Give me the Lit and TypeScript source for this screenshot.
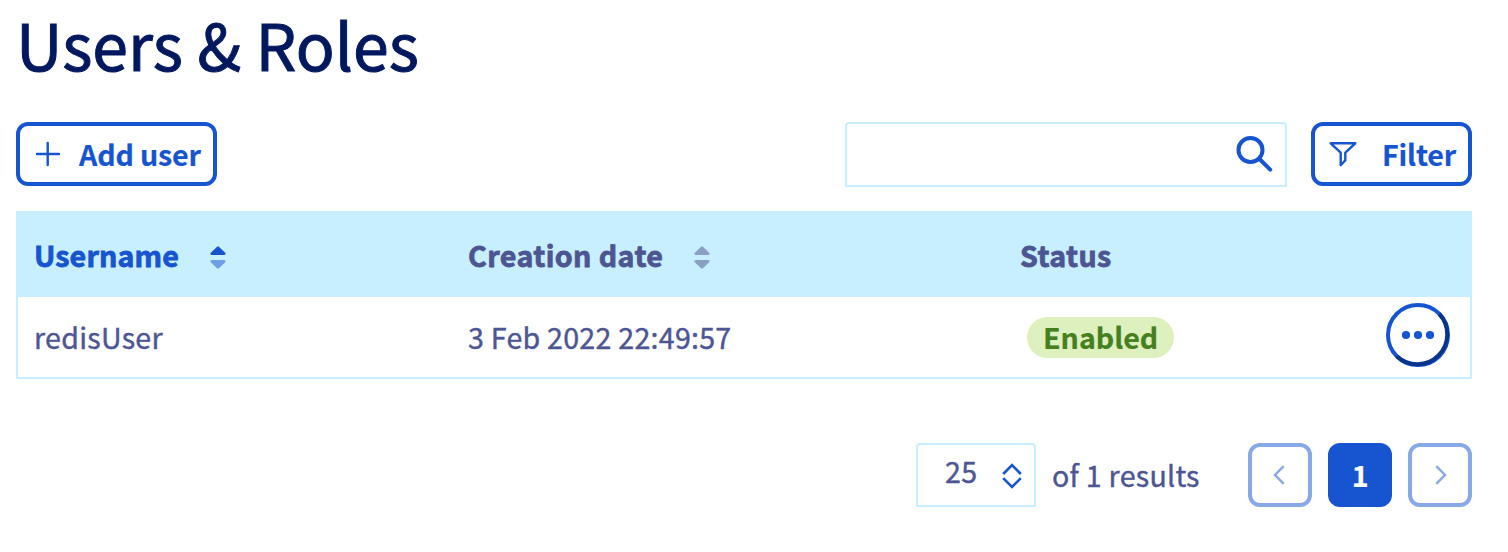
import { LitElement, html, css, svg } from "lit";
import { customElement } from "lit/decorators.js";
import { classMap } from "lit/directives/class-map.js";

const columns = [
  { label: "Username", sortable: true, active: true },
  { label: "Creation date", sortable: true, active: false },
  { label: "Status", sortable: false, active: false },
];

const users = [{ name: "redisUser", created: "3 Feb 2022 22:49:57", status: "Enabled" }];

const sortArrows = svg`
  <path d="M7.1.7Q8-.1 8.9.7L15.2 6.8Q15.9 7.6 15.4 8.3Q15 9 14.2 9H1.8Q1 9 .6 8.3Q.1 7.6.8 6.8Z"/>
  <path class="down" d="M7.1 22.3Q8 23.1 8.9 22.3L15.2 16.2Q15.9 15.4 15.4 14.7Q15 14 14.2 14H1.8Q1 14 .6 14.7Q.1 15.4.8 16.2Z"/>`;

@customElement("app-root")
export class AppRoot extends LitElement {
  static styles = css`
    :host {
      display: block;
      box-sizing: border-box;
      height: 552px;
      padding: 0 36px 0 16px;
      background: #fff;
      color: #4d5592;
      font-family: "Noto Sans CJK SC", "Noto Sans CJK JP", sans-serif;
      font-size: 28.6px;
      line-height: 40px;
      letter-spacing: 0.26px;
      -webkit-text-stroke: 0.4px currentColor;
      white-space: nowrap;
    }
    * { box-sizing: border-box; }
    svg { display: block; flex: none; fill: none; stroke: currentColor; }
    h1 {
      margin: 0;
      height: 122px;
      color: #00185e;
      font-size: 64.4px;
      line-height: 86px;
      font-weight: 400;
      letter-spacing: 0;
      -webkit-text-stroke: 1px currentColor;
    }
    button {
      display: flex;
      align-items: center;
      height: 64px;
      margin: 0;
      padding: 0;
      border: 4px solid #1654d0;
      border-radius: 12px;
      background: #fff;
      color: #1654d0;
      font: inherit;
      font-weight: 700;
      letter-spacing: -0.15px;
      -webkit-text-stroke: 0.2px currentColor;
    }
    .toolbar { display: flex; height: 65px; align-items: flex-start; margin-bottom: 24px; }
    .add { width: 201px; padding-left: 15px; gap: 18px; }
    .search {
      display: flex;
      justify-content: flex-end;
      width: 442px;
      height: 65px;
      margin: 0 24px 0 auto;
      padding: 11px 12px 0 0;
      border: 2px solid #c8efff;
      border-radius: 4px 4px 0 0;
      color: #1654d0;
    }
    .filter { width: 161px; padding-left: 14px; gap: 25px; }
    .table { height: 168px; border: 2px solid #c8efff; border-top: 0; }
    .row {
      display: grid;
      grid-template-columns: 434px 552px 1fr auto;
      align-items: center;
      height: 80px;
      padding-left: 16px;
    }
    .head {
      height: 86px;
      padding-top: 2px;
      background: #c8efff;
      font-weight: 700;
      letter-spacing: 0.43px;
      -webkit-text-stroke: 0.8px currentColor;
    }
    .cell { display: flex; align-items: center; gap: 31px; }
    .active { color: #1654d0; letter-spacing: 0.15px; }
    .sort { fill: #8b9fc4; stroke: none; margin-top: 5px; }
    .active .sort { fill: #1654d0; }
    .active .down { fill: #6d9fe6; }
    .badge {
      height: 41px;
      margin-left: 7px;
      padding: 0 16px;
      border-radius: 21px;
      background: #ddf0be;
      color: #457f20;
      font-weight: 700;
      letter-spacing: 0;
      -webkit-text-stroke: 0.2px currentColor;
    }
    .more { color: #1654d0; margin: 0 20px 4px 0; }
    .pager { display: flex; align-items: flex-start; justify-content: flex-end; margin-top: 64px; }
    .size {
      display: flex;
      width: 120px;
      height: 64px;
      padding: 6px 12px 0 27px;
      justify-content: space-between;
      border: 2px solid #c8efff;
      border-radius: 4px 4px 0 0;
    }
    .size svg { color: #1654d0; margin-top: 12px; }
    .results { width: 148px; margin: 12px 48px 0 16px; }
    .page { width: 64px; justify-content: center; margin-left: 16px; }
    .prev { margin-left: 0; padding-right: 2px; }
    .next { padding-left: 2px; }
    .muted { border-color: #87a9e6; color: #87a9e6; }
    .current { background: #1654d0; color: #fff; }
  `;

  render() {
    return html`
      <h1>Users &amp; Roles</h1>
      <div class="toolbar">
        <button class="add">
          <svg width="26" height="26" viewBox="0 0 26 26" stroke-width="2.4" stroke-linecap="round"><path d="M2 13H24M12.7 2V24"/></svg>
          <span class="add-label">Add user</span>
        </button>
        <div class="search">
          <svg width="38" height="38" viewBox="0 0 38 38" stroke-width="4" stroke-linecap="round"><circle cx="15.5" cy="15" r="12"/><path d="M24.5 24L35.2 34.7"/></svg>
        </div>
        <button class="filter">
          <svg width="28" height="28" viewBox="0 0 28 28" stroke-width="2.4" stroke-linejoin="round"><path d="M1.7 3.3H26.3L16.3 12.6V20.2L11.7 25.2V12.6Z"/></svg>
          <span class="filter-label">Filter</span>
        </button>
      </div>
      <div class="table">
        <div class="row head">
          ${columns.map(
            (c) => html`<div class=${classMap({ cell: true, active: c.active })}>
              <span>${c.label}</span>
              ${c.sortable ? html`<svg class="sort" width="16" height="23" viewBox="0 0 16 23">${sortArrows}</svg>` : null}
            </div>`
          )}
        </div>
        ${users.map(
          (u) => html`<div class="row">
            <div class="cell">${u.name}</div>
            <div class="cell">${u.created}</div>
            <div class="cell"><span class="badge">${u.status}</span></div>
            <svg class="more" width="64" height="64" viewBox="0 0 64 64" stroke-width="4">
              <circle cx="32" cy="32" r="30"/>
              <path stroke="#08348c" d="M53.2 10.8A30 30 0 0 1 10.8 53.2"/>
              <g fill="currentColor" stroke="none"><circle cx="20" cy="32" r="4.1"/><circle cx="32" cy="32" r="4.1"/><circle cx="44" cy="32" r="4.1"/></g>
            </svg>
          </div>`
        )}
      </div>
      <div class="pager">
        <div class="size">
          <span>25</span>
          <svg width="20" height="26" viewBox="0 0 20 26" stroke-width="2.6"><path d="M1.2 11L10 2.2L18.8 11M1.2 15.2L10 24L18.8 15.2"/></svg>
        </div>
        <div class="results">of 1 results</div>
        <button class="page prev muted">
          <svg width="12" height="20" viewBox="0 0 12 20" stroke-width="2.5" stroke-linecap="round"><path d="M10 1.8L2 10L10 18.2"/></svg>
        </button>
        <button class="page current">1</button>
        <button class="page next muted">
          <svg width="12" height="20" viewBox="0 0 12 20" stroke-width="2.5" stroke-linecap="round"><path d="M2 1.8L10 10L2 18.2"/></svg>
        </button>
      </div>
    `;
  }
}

--

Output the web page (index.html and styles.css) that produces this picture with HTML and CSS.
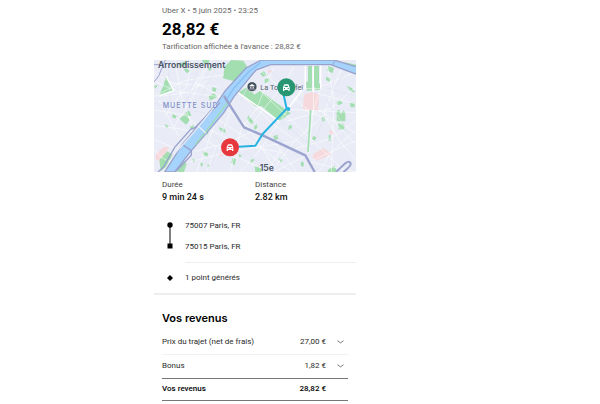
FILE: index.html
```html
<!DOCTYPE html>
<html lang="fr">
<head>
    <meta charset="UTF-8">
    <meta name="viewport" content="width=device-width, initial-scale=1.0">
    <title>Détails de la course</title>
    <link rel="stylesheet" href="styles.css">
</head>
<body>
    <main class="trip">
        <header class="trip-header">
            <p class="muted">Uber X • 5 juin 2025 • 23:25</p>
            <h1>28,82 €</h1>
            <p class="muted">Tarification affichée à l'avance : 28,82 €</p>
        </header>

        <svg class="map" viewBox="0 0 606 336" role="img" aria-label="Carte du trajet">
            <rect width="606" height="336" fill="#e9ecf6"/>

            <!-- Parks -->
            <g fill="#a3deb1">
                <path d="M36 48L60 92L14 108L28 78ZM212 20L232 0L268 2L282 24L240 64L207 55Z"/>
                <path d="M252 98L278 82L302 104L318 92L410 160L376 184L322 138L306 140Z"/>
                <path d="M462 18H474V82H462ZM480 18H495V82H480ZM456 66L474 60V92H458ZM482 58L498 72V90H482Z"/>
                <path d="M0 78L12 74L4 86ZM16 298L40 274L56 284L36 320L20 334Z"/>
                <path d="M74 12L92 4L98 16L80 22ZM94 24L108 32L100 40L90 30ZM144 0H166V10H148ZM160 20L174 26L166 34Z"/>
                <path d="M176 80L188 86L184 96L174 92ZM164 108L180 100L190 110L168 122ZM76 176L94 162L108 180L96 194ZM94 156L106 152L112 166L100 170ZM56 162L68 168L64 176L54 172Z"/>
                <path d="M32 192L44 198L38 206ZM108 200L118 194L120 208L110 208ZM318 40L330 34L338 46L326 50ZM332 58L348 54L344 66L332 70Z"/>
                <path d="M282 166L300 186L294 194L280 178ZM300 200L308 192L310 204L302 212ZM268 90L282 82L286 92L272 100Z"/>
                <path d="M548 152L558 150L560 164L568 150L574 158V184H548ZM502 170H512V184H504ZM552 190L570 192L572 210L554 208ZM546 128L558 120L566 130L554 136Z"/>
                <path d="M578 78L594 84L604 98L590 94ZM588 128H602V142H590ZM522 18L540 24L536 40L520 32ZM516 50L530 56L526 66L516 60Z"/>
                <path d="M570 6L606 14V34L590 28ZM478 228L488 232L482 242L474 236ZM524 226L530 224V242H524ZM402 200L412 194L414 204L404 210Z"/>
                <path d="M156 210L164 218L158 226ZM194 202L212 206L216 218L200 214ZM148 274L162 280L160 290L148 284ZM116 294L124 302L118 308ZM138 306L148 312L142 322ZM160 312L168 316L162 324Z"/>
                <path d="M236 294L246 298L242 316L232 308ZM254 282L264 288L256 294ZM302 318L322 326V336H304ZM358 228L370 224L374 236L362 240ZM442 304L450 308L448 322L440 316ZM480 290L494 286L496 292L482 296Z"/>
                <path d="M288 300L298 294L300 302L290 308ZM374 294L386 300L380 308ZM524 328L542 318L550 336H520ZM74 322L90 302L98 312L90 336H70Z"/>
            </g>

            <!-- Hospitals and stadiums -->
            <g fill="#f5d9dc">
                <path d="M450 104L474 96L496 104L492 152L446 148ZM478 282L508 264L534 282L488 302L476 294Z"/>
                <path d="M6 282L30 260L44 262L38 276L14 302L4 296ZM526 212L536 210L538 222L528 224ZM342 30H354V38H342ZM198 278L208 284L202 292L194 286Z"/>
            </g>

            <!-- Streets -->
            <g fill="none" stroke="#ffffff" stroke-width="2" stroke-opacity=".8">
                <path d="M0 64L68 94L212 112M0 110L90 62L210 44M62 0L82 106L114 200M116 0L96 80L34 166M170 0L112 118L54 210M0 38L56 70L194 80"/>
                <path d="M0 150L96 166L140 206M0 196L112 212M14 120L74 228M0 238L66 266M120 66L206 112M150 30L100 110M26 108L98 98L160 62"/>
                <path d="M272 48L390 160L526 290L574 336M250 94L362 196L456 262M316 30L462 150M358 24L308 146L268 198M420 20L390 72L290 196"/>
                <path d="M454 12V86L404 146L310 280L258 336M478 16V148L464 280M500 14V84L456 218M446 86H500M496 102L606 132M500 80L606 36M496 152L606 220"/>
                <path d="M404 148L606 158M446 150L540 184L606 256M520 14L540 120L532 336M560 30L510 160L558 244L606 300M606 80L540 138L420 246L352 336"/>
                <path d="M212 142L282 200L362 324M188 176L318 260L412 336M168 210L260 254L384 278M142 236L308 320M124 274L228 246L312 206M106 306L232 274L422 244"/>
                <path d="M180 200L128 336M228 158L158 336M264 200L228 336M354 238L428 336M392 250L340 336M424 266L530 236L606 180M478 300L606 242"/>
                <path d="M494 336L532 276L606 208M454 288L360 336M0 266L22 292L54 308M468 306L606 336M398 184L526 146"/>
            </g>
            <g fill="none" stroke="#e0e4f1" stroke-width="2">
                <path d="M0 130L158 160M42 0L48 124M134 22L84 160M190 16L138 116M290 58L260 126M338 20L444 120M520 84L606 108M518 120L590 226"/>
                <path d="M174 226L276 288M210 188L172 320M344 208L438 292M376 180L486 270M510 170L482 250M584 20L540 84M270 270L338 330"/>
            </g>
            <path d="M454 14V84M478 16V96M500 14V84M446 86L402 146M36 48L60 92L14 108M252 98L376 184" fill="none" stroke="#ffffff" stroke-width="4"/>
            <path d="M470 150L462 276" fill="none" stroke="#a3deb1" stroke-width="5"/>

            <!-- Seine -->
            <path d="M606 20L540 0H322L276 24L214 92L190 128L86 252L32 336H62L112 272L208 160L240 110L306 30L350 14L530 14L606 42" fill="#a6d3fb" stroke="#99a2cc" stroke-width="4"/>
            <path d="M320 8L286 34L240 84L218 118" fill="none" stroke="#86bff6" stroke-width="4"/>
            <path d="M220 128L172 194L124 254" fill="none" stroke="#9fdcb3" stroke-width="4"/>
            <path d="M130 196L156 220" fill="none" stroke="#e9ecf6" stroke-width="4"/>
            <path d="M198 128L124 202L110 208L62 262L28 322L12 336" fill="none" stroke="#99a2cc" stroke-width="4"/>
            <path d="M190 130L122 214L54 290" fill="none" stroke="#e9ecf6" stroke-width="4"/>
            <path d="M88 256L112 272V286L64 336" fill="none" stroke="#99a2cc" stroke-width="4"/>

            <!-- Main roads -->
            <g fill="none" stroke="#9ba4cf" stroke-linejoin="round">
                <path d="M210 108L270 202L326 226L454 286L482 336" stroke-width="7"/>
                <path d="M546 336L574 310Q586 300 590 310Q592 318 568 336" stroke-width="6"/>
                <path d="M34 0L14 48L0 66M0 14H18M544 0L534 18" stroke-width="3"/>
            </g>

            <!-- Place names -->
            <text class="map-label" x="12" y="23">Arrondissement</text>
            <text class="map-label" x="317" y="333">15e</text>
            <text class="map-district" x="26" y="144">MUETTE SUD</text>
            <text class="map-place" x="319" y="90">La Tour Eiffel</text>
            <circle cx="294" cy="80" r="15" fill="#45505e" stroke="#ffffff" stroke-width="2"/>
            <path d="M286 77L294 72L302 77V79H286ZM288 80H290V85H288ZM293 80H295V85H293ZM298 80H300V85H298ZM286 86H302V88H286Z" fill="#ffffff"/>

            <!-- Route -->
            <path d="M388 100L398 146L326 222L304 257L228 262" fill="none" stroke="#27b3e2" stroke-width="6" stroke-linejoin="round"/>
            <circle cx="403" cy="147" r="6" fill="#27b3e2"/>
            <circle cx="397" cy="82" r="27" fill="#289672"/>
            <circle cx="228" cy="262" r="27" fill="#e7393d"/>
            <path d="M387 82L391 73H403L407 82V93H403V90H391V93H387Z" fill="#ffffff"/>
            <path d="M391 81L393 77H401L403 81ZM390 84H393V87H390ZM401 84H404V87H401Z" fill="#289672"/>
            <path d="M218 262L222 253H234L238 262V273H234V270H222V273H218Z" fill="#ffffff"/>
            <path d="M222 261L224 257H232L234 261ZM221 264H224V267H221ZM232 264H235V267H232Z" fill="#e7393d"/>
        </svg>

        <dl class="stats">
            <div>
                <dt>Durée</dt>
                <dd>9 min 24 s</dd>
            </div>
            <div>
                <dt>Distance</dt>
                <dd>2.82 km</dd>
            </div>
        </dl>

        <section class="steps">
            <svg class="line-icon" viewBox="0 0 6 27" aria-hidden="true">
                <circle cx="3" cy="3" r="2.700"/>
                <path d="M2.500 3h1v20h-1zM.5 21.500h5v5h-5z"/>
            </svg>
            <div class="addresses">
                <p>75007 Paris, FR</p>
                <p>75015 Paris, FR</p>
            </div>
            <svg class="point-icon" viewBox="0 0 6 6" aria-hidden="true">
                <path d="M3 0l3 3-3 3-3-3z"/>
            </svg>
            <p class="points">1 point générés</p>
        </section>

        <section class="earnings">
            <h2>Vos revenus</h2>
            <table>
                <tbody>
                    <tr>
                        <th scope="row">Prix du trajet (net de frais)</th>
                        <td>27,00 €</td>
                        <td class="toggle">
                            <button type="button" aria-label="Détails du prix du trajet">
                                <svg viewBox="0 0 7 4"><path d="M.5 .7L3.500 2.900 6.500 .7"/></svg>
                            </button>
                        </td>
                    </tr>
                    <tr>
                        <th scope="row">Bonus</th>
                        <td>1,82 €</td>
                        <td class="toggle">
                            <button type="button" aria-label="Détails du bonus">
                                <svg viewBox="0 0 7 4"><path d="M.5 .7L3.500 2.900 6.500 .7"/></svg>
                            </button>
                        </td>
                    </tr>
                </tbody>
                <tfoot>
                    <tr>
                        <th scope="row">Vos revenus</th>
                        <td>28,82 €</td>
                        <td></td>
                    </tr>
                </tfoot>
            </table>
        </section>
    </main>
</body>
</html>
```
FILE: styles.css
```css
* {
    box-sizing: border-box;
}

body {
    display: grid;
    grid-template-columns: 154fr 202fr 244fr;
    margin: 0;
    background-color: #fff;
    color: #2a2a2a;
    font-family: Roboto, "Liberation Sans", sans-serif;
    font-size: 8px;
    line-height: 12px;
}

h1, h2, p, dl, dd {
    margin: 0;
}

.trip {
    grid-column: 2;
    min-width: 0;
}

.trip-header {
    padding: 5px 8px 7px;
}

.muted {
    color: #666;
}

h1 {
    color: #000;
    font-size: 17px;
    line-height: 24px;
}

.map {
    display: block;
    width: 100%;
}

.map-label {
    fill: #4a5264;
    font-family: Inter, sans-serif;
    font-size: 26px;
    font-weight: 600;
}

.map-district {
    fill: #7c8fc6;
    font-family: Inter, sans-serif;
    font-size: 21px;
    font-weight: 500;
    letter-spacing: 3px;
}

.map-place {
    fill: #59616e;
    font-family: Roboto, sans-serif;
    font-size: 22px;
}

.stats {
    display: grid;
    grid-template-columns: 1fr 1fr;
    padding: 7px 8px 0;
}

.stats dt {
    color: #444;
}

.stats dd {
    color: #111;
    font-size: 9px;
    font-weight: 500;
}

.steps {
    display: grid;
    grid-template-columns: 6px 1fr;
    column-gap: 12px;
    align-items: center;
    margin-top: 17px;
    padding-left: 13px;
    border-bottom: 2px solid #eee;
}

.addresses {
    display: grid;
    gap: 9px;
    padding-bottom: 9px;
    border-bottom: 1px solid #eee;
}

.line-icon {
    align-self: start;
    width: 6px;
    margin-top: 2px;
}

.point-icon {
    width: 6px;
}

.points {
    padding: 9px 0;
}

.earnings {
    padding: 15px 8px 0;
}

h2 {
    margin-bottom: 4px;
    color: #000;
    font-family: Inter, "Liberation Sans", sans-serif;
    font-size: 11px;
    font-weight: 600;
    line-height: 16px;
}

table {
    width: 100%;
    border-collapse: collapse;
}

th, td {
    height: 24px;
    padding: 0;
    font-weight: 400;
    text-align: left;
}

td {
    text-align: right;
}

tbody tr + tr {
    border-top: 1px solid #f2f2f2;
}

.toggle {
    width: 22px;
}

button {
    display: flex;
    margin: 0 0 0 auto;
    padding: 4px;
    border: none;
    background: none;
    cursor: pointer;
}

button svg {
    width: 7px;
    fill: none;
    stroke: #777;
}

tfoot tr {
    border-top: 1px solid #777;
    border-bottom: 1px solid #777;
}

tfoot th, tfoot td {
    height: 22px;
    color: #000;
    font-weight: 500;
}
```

The task: Nothing but the lines from the one containing "Give me the" through the one containing "22.3Q8 23.1 8.9" should appear in your copy, exactly as written and without pictures.

Solution:
Give me the Lit and TypeScript source for this screenshot.
import { LitElement, html, css, svg } from "lit";
import { customElement } from "lit/decorators.js";
import { classMap } from "lit/directives/class-map.js";

const columns = [
  { label: "Username", sortable: true, active: true },
  { label: "Creation date", sortable: true, active: false },
  { label: "Status", sortable: false, active: false },
];

const users = [{ name: "redisUser", created: "3 Feb 2022 22:49:57", status: "Enabled" }];

const sortArrows = svg`
  <path d="M7.1.7Q8-.1 8.9.7L15.2 6.8Q15.9 7.6 15.4 8.3Q15 9 14.2 9H1.8Q1 9 .6 8.3Q.1 7.6.8 6.8Z"/>
  <path class="down" d="M7.1 22.3Q8 23.1 8.9 22.3L15.2 16.2Q15.9 15.4 15.4 14.7Q15 14 14.2 14H1.8Q1 14 .6 14.7Q.1 15.4.8 16.2Z"/>`;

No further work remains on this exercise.